Jesus appears again to the disciples
21 Later, Jesus himself appeared again to his disciples at the Sea of Tiberias. This is how it happened: 2 Simon Peter, Thomas (called Didymus), Nathanael from Cana in Galilee, Zebedee’s sons, and two other disciples were together.3 Simon Peter told them, “I’m going fishing.”
They said, “We’ll go with you.” They set out in a boat, but throughout the night they caught nothing. 4 Early in the morning, Jesus stood on the shore, but the disciples didn’t realize it was Jesus.
5 Jesus called to them, “Children, have you caught anything to eat?”
They answered him, “No.”
6 He said, “Cast your net on the right side of the boat and you will find some.”
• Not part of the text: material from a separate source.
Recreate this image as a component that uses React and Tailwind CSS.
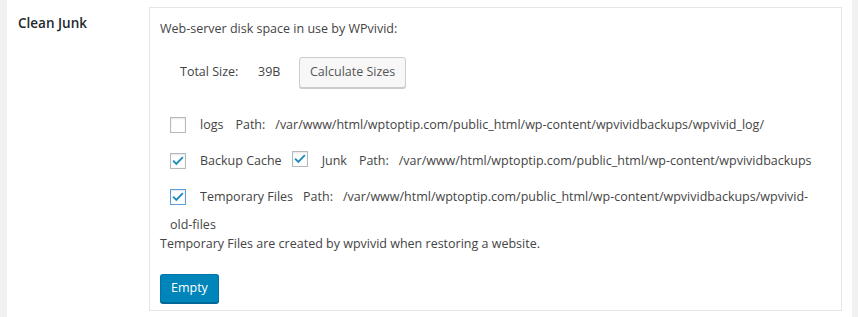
import React from 'react';

const Box = ({ checked, focus }) => (
  <span
    className={`inline-flex items-center justify-center w-4 h-4 bg-white border shrink-0 shadow-[inset_0_1px_2px_rgba(0,0,0,0.1)] ${
      focus ? 'border-[#5b9dd9] shadow-[0_0_2px_rgba(30,140,190,0.8)]' : 'border-[#b4b9be]'
    }`}
  >
    {checked && (
      <svg width="14" height="14" viewBox="0 0 20 20">
        <path d="M4 10.5l3.6 3.6L16 5.5" fill="none" stroke="#1e8cbe" strokeWidth="2.8" strokeLinecap="square" />
      </svg>
    )}
  </span>
);

export default function App() {
  return (
    <div
      className="w-[858px] h-[317px] bg-[#f1f1f1] pl-[7px] pr-[6px] text-[12.5px] text-[#444]"
      style={{ fontFamily: '"Open Sans", "Noto Sans", sans-serif' }}
    >
      <div className="h-full bg-white flex pt-[7px]">
        <div className="w-[142px] pl-[11px] pt-[3px] text-[13.5px] font-semibold text-[#23282d] leading-[26px]">
          Clean Junk
        </div>
        <div className="w-[693px] h-[304px] border border-[#e5e5e5] pt-[12px] pl-[10px]">
          <div className="leading-[18px]">Web-server disk space in use by WPvivid:</div>

          <div className="flex items-center h-[32px] mt-[18px] pl-[20px]">
            <span className="w-[78px]">Total Size:</span>
            <span className="w-[41px]">39B</span>
            <button className="h-[31px] px-[10px] bg-[#f7f7f7] border border-[#cccccc] rounded-[3px] shadow-[0_1px_0_#cccccc] text-[#555]">
              Calculate Sizes
            </button>
          </div>

          <div className="mt-[19px] pl-[10px]">
            <div className="flex items-center h-[36px] whitespace-nowrap">
              <Box />
              <span className="ml-[14px]">logs</span>
              <span className="ml-[12px]">Path:</span>
              <span className="ml-[10px]">/var/www/html/wptoptip.com/public_html/wp-content/wpvividbackups/wpvivid_log/</span>
            </div>
            <div className="flex items-center h-[36px] whitespace-nowrap">
              <Box checked />
              <span className="ml-[14px]">Backup Cache</span>
              <span className="ml-[10px]"><Box checked /></span>
              <span className="ml-[14px]">Junk</span>
              <span className="ml-[12px]">Path:</span>
              <span className="ml-[10px]">/var/www/html/wptoptip.com/public_html/wp-content/wpvividbackups</span>
            </div>
            <div className="flex items-center h-[36px] whitespace-nowrap">
              <Box checked focus />
              <span className="ml-[14px]">Temporary Files</span>
              <span className="ml-[10px]">Path:</span>
              <span className="ml-[10px]">/var/www/html/wptoptip.com/public_html/wp-content/wpvividbackups/wpvivid-</span>
            </div>
            <div className="leading-[20px] h-[20px]">old-files</div>
          </div>
          <div className="leading-[18px]">Temporary Files are created by wpvivid when restoring a website.</div>

          <button className="mt-[21px] h-[29px] px-[10px] bg-[#0085ba] border border-[#0073aa] border-b-[#006799] rounded-[3px] shadow-[0_1px_0_#006799] text-white">
            Empty
          </button>
        </div>
      </div>
    </div>
  );
}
So they did, and there were so many fish that they couldn’t haul in the net. 7 Then the disciple whom Jesus loved said to Peter, “It’s the Lord!” When Simon Peter heard it was the Lord, he wrapped his coat around himself (for he was naked) and jumped into the water. 8 The other disciples followed in the boat, dragging the net full of fish, for they weren’t far from shore, only about one hundred yards.
9 When they landed, they saw a fire there, with fish on it, and some bread. 10 Jesus said to them, “Bring some of the fish that you’ve just caught.” 11 Simon Peter got up and pulled the net to shore. It was full of large fish, one hundred fifty-three of them. Yet the net hadn’t torn, even with so many fish. 12 Jesus said to them, “Come and have breakfast.” None of the disciples could bring themselves to ask him, “Who are you?” They knew it was the Lord. 13 Jesus came, took the bread, and gave it to them. He did the same with the fish. 14 This was now the third time Jesus appeared to his disciples after he was raised from the dead.
Jesus and Peter
15 When they finished eating, Jesus asked Simon Peter, “Simon son of John, do you love me more than these?”
Simon replied, “Yes, Lord, you know I love you.”
Jesus said to him, “Feed my lambs.” 16 Jesus asked a second time, “Simon son of John, do you love me?”
Simon replied, “Yes, Lord, you know I love you.”
Jesus said to him, “Take care of my sheep.” 17 He asked a third time, “Simon son of John, do you love me?”
Peter was sad that Jesus asked him a third time, “Do you love me?” He replied, “Lord, you know everything; you know I love you.”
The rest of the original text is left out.